She invited her fellow food bloggers to join her in her self-imposed Amnesty Week, exhorting us to "post those stories you haven't quite finished; just the images, list the important bits in point form, do whatever it takes, just get the bloody things up so you/we can all move on".
I was very much taken with the idea, only I've had to make it Amnesty Fortnight, given the amount of social stuff I'm doing at the moment. So while I apologise for the fact that the following reviews are all rather slapdash, the beauty of Amnesty Fortnight is that I can just get the damn things out there and out of my drafts folder! I've got at least twenty random places I initially wanted to write about, plus there'll be a post of five places in Richmond, a bumper edition of the King / Bourke Quest and my long, long, long overdue review of Attica. Here's part one of the twenty random places:
357 Victoria Street, North Melbourne (map)
Tucked on Victoria Street near the corner of Errol and run by a charming couple, Citrus Mint is a sassy little restaurant serving classy Thai. As well as crowd-pleasers such as nam sod and pad thai, Schatzi, A and I really enjoyed the rockling fillets in red chilli paste. Definitely worth a look if you're in North Melbourne.
180 Camberwell Road, Hawthorn East (map)
Purple Sands is a great little restaurant just next to the Rivoli in Camberwell Junction, serving rather fancy Cantonese food. When I went there with the family we particularly loved the minced pork and eggplant hotpot with Szechuan sauce, and the tender juicy eye fillet in black pepper sauce.
186 Riversdale Road, Hawthorn (map)
Choi's is also decidedly in the upper echelons of inner-suburban Chinese restaurants.

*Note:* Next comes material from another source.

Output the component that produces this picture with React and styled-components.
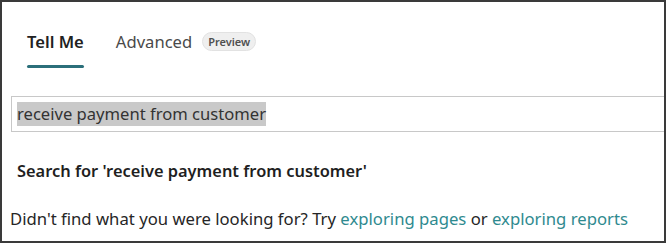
import React from "react";
import styled, { createGlobalStyle } from "styled-components";

const GlobalStyle = createGlobalStyle`
  html, body {
    margin: 0;
    padding: 0;
    background: #ffffff;
  }
  * {
    box-sizing: border-box;
  }
`;

const Frame = styled.div`
  width: 666px;
  height: 243px;
  border: 2px solid #3a3a3a;
  background: #ffffff;
  font-family: "Noto Sans", "Open Sans", sans-serif;
  color: #262626;
  overflow: hidden;
  display: flex;
  flex-direction: column;
`;

const TabBar = styled.div`
  display: flex;
  align-items: flex-start;
  gap: 32px;
  padding: 24px 0 0 25px;
  height: 94px;
`;

const Tab = styled.div`
  display: flex;
  align-items: center;
  gap: 10px;
  height: 30px;
  font-size: 16.6px;
  position: relative;
  font-weight: ${(p) => (p.$active ? 600 : 400)};
  color: ${(p) => (p.$active ? "#212121" : "#4a4a4a")};

  &::after {
    content: "";
    display: ${(p) => (p.$active ? "block" : "none")};
    position: absolute;
    left: 0;
    right: 0;
    top: 39px;
    height: 3px;
    border-radius: 2px;
    background: #2b6f7a;
  }
`;

const Pill = styled.span`
  display: inline-flex;
  align-items: center;
  height: 19px;
  padding: 0 5px;
  border-radius: 10px;
  background: #efefef;
  border: 1px solid #e2e2e2;
  font-size: 11px;
  font-weight: 600;
  color: #505050;
`;

const InputBox = styled.div`
  margin-left: 9px;
  margin-right: -6px;
  height: 36px;
  border: 1px solid #c8c8c8;
  border-right: none;
  display: flex;
  align-items: center;
  padding-left: 5px;
`;

const Selected = styled.span`
  background: #c9c9c9;
  font-size: 16.6px;
  line-height: 24px;
  color: #333333;
`;

const SearchFor = styled.div`
  padding: 27px 0 0 15px;
  font-size: 16.4px;
  font-weight: 600;
  color: #1f1f1f;
`;

const Hint = styled.div`
  padding: 25px 0 0 8px;
  font-size: 16.7px;
  color: #262626;
`;

const Link = styled.a`
  color: #2f8a8f;
  text-decoration: none;
`;

export default function App() {
  return (
    <>
      <GlobalStyle />
      <Frame>
        <TabBar>
          <Tab $active>Tell Me</Tab>
          <Tab>
            Advanced <Pill>Preview</Pill>
          </Tab>
        </TabBar>
        <InputBox>
          <Selected>receive payment from customer</Selected>
        </InputBox>
        <SearchFor>Search for 'receive payment from customer'</SearchFor>
        <Hint>
          Didn't find what you were looking for? Try{" "}
          <Link href="#">exploring pages</Link> or{" "}
          <Link href="#">exploring reports</Link>
        </Hint>
      </Frame>
    </>
  );
}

It ain't cheap, but their Heart and Soul Chicken is a standout, as is the spread-eagled quail.
445 Little Collins Street, Melbourne (map)
I may be picky with my Italian restuarants, but I do rather like Benito's, in Little Collins Street. I was going to include it in my King / Bourke Quest, but really it's the sort of place where you want a good hour and a half and a glass of wine for lunch. I know these dishes look very similar, but they were both so nice: simple lasagne tarted up with a dollop of pesto, and meltingly soft gnocchi alla romana.
Oh, and they do good breakfasts there too!
Grossi Florentino Cellar Bar
80 Bourke Street, Melbourne (map)
Another deservedly popular Italian bistro in the CBD. I think I actually prefer it to The Restaurant and The Grill. I went to the Cellar Bar several months ago with K&J, and J had some marvellously authentic agnolotti di zucca. I can also recommend the gnocchi al gorgonzola!
Camy Shanghai Dumpling
25 Tattersalls Lane, Melbourne (map)
Really, what can be said about Camy's that hasn't already been said? We love it, we hate it, for years we've visited it. We guzzle chilli oil dumplings and bottles of Coopers bought around the corner at Vintage Cellars. We marvel that after ten years they keep playing the same damn CD featuring Cher's "Do You Believe" and Celine "My Heart Will Go On" Dion. We fill up bowls with soy sauce from the coffee urn then watch the bowls pirouette on the wet tabletop. We give a wry smile every time someone tells us that they just discovered "this great little place in a laneway that does really cheap dumplings". We love that the queue for Camy's on a Friday night often far outstrips the queue for Section 8.
The original group I set up on good ol' bookface called "I ate at David and Camy's Shanghai Dumpling and survived (but only just)" has 950 members. Go figure. :)
112 Little Bourke Street, Melbourne (map)
For those that get their cheapo dumpling places mixed up, Shanghai Village is easily distinguishable by its lurid pink plumage, used to attract hungry, unsuspecting mates. I also love the staricase leading up to the low-ceilinged mezzanine: it reminds me of an old-fashioned tavern.
I felt for years that Shanghai Village was the thinking man's Shanghai Dumpling - just as cheap, but with friendlier staff and slightly cleaner plates. The dumplings were generally reliable and of good quality. However on my last visit the chilli oil dumplings had a rather nasty spam-like texture, and I am yet to return. Now if only North East China Family would add chilli oil dumplings to their menu, I'd happily make that my one stop shop for dumplings in the CBD!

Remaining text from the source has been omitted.